▶ [TASK BRIEF] Without the pictures, write out all the lines below exactly as they appear.

+ + + +

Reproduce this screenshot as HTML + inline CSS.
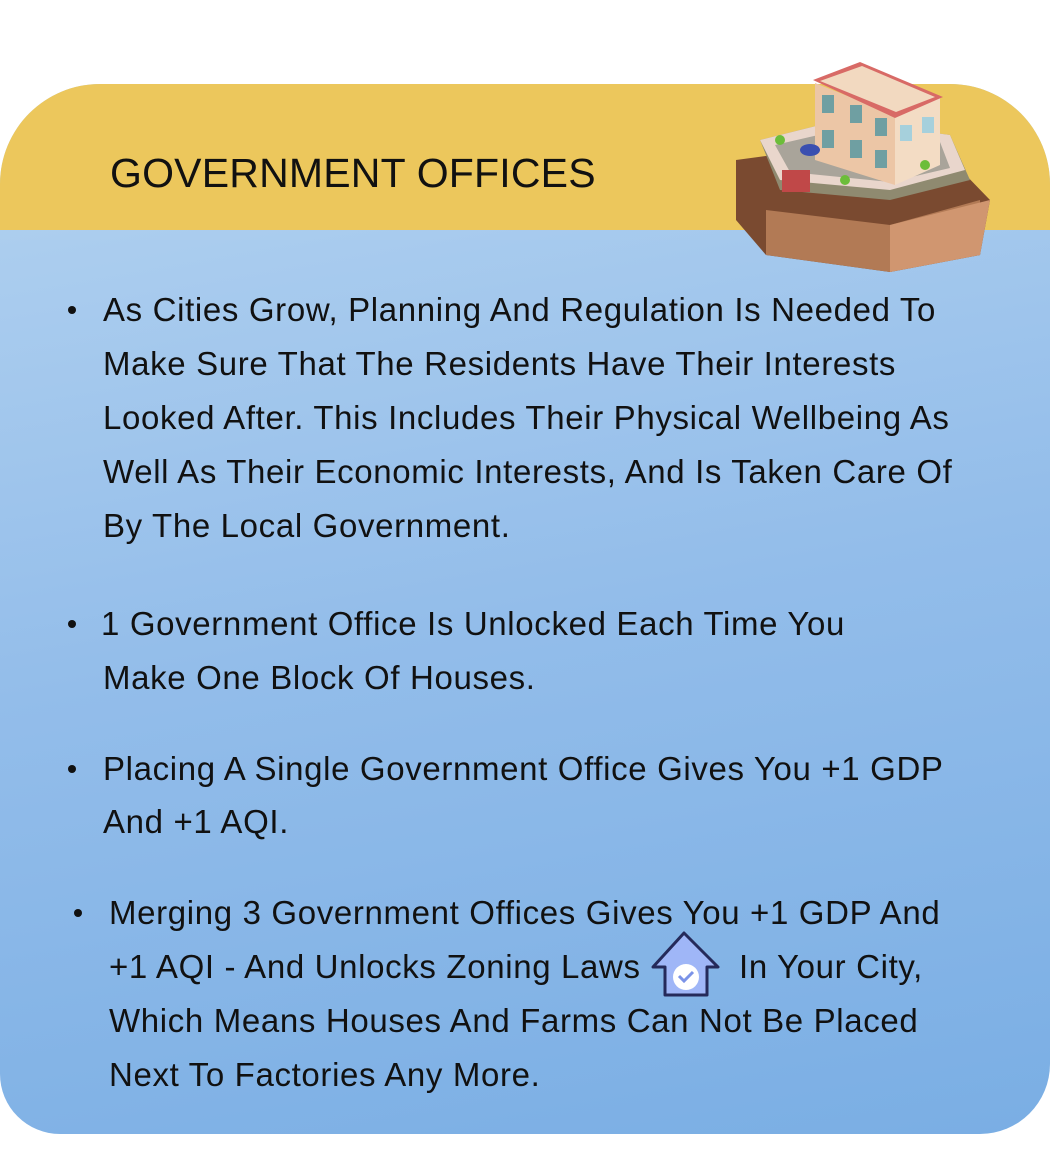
<!DOCTYPE html>
<html><head><meta charset="utf-8"><style>
html,body{margin:0;padding:0;background:#fff;}
body{width:1050px;height:1158px;position:relative;overflow:hidden;font-family:"Liberation Sans",sans-serif;}
.card{position:absolute;left:0;top:84px;width:1050px;height:1050px;border-radius:100px 100px 70px 60px;overflow:hidden;background:linear-gradient(170deg,#b4d3f0 0%,#93bdea 50%,#7aaee4 100%);}
.head{position:absolute;left:0;top:0;width:100%;height:146px;background:#ecc75c;}
.title{position:absolute;left:110px;top:66px;font-size:41px;color:#111;letter-spacing:0.2px;}
.t{position:absolute;font-size:33px;color:#111;white-space:nowrap;letter-spacing:0.65px;transform:translateY(-50%);}
.b{position:absolute;width:8px;height:8px;border-radius:50%;background:#111;}
</style></head><body>
<div class="card"><div class="head"></div><div class="title">GOVERNMENT OFFICES</div></div>
<svg style="position:absolute;left:700px;top:50px" width="350" height="240" viewBox="0 0 350 240">
<polygon points="36,110 110,100 230,88 290,150 280,205 190,222 66,205 36,170" fill="#7a4a30"/>
<polygon points="66,160 190,175 280,150 280,205 190,222 66,205" fill="#b27a55"/>
<polygon points="190,175 290,150 280,205 190,222" fill="#d09670"/>
<polygon points="60,90 140,70 250,85 270,130 190,150 80,140" fill="#8f8a70"/>
<polygon points="60,90 140,70 250,85 265,120 190,140 80,130" fill="#e9d6cc"/>
<polygon points="75,95 140,80 240,92 250,118 190,132 90,122" fill="#a9a49a"/>
<polygon points="115,33 195,65 195,135 115,110" fill="#ecc6a6"/>
<polygon points="195,65 240,48 240,115 195,135" fill="#f3dcc4"/>
<polygon points="113,30 160,12 243,47 195,68" fill="#d86a66"/>
<polygon points="120,31 162,16 235,47 196,62" fill="#f2d9c0"/>
<rect x="122" y="45" width="12" height="18" fill="#6f9fa2"/><rect x="150" y="55" width="12" height="18" fill="#6f9fa2"/><rect x="175" y="68" width="12" height="18" fill="#6f9fa2"/>
<rect x="122" y="80" width="12" height="18" fill="#6f9fa2"/><rect x="150" y="90" width="12" height="18" fill="#6f9fa2"/><rect x="175" y="100" width="12" height="18" fill="#6f9fa2"/>
<rect x="200" y="75" width="12" height="16" fill="#a6d0dc"/><rect x="222" y="67" width="12" height="16" fill="#a6d0dc"/>
<rect x="82" y="120" width="28" height="22" fill="#c04848"/>
<circle cx="80" cy="90" r="5" fill="#6cbd3a"/><circle cx="145" cy="130" r="5" fill="#6cbd3a"/><circle cx="225" cy="115" r="5" fill="#6cbd3a"/>
<ellipse cx="110" cy="100" rx="10" ry="6" fill="#3a4fb0"/>
</svg>
<div class="b" style="left:68px;top:306px"></div>
<div class="t" style="left:103px;top:310px">As Cities Grow, Planning And Regulation Is Needed To</div>
<div class="t" style="left:103px;top:364px">Make Sure That The Residents Have Their Interests</div>
<div class="t" style="left:103px;top:418px">Looked After. This Includes Their Physical Wellbeing As</div>
<div class="t" style="left:103px;top:472px">Well As Their Economic Interests, And Is Taken Care Of</div>
<div class="t" style="left:103px;top:526px">By The Local Government.</div>
<div class="b" style="left:68px;top:620px"></div>
<div class="t" style="left:101px;top:624px">1 Government Office Is Unlocked Each Time You</div>
<div class="t" style="left:103px;top:678px">Make One Block Of Houses.</div>
<div class="b" style="left:68px;top:765px"></div>
<div class="t" style="left:103px;top:769px">Placing A Single Government Office Gives You +1 GDP</div>
<div class="t" style="left:103px;top:822px">And +1 AQI.</div>
<div class="b" style="left:74px;top:909px"></div>
<div class="t" style="left:109px;top:913px">Merging 3 Government Offices Gives You +1 GDP And</div>
<div class="t" style="left:109px;top:967px">+1 AQI - And Unlocks Zoning Laws</div>
<svg style="position:absolute;left:650px;top:930px" width="72" height="68" viewBox="0 0 72 68">
<polygon points="34,3 68,37 57,37 57,65 15,65 15,37 3,37" fill="#9fb6f7" stroke="#252a5a" stroke-width="3" stroke-linejoin="round"/>
<circle cx="36" cy="47" r="13" fill="#fff"/>
<polyline points="29,46 34,51 43,42" fill="none" stroke="#7b93e8" stroke-width="3"/>
</svg>
<div class="t" style="left:739px;top:967px">In Your City,</div>
<div class="t" style="left:109px;top:1021px">Which Means Houses And Farms Can Not Be Placed</div>
<div class="t" style="left:109px;top:1075px">Next To Factories Any More.</div>
</body></html>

+ + + +

▶ [RESULT BELOW]
Reproduce this screenshot as HTML + inline CSS.
<!DOCTYPE html>
<html><head><meta charset="utf-8"><style>
html,body{margin:0;padding:0;background:#fff;}
body{width:1050px;height:1158px;position:relative;overflow:hidden;font-family:"Liberation Sans",sans-serif;}
.card{position:absolute;left:0;top:84px;width:1050px;height:1050px;border-radius:100px 100px 70px 60px;overflow:hidden;background:linear-gradient(170deg,#b4d3f0 0%,#93bdea 50%,#7aaee4 100%);}
.head{position:absolute;left:0;top:0;width:100%;height:146px;background:#ecc75c;}
.title{position:absolute;left:110px;top:66px;font-size:41px;color:#111;letter-spacing:0.2px;}
.t{position:absolute;font-size:33px;color:#111;white-space:nowrap;letter-spacing:0.65px;transform:translateY(-50%);}
.b{position:absolute;width:8px;height:8px;border-radius:50%;background:#111;}
</style></head><body>
<div class="card"><div class="head"></div><div class="title">GOVERNMENT OFFICES</div></div>
<svg style="position:absolute;left:700px;top:50px" width="350" height="240" viewBox="0 0 350 240">
<polygon points="36,110 110,100 230,88 290,150 280,205 190,222 66,205 36,170" fill="#7a4a30"/>
<polygon points="66,160 190,175 280,150 280,205 190,222 66,205" fill="#b27a55"/>
<polygon points="190,175 290,150 280,205 190,222" fill="#d09670"/>
<polygon points="60,90 140,70 250,85 270,130 190,150 80,140" fill="#8f8a70"/>
<polygon points="60,90 140,70 250,85 265,120 190,140 80,130" fill="#e9d6cc"/>
<polygon points="75,95 140,80 240,92 250,118 190,132 90,122" fill="#a9a49a"/>
<polygon points="115,33 195,65 195,135 115,110" fill="#ecc6a6"/>
<polygon points="195,65 240,48 240,115 195,135" fill="#f3dcc4"/>
<polygon points="113,30 160,12 243,47 195,68" fill="#d86a66"/>
<polygon points="120,31 162,16 235,47 196,62" fill="#f2d9c0"/>
<rect x="122" y="45" width="12" height="18" fill="#6f9fa2"/><rect x="150" y="55" width="12" height="18" fill="#6f9fa2"/><rect x="175" y="68" width="12" height="18" fill="#6f9fa2"/>
<rect x="122" y="80" width="12" height="18" fill="#6f9fa2"/><rect x="150" y="90" width="12" height="18" fill="#6f9fa2"/><rect x="175" y="100" width="12" height="18" fill="#6f9fa2"/>
<rect x="200" y="75" width="12" height="16" fill="#a6d0dc"/><rect x="222" y="67" width="12" height="16" fill="#a6d0dc"/>
<rect x="82" y="120" width="28" height="22" fill="#c04848"/>
<circle cx="80" cy="90" r="5" fill="#6cbd3a"/><circle cx="145" cy="130" r="5" fill="#6cbd3a"/><circle cx="225" cy="115" r="5" fill="#6cbd3a"/>
<ellipse cx="110" cy="100" rx="10" ry="6" fill="#3a4fb0"/>
</svg>
<div class="b" style="left:68px;top:306px"></div>
<div class="t" style="left:103px;top:310px">As Cities Grow, Planning And Regulation Is Needed To</div>
<div class="t" style="left:103px;top:364px">Make Sure That The Residents Have Their Interests</div>
<div class="t" style="left:103px;top:418px">Looked After. This Includes Their Physical Wellbeing As</div>
<div class="t" style="left:103px;top:472px">Well As Their Economic Interests, And Is Taken Care Of</div>
<div class="t" style="left:103px;top:526px">By The Local Government.</div>
<div class="b" style="left:68px;top:620px"></div>
<div class="t" style="left:101px;top:624px">1 Government Office Is Unlocked Each Time You</div>
<div class="t" style="left:103px;top:678px">Make One Block Of Houses.</div>
<div class="b" style="left:68px;top:765px"></div>
<div class="t" style="left:103px;top:769px">Placing A Single Government Office Gives You +1 GDP</div>
<div class="t" style="left:103px;top:822px">And +1 AQI.</div>
<div class="b" style="left:74px;top:909px"></div>
<div class="t" style="left:109px;top:913px">Merging 3 Government Offices Gives You +1 GDP And</div>
<div class="t" style="left:109px;top:967px">+1 AQI - And Unlocks Zoning Laws</div>
<svg style="position:absolute;left:650px;top:930px" width="72" height="68" viewBox="0 0 72 68">
<polygon points="34,3 68,37 57,37 57,65 15,65 15,37 3,37" fill="#9fb6f7" stroke="#252a5a" stroke-width="3" stroke-linejoin="round"/>
<circle cx="36" cy="47" r="13" fill="#fff"/>
<polyline points="29,46 34,51 43,42" fill="none" stroke="#7b93e8" stroke-width="3"/>
</svg>
<div class="t" style="left:739px;top:967px">In Your City,</div>
<div class="t" style="left:109px;top:1021px">Which Means Houses And Farms Can Not Be Placed</div>
<div class="t" style="left:109px;top:1075px">Next To Factories Any More.</div>
</body></html>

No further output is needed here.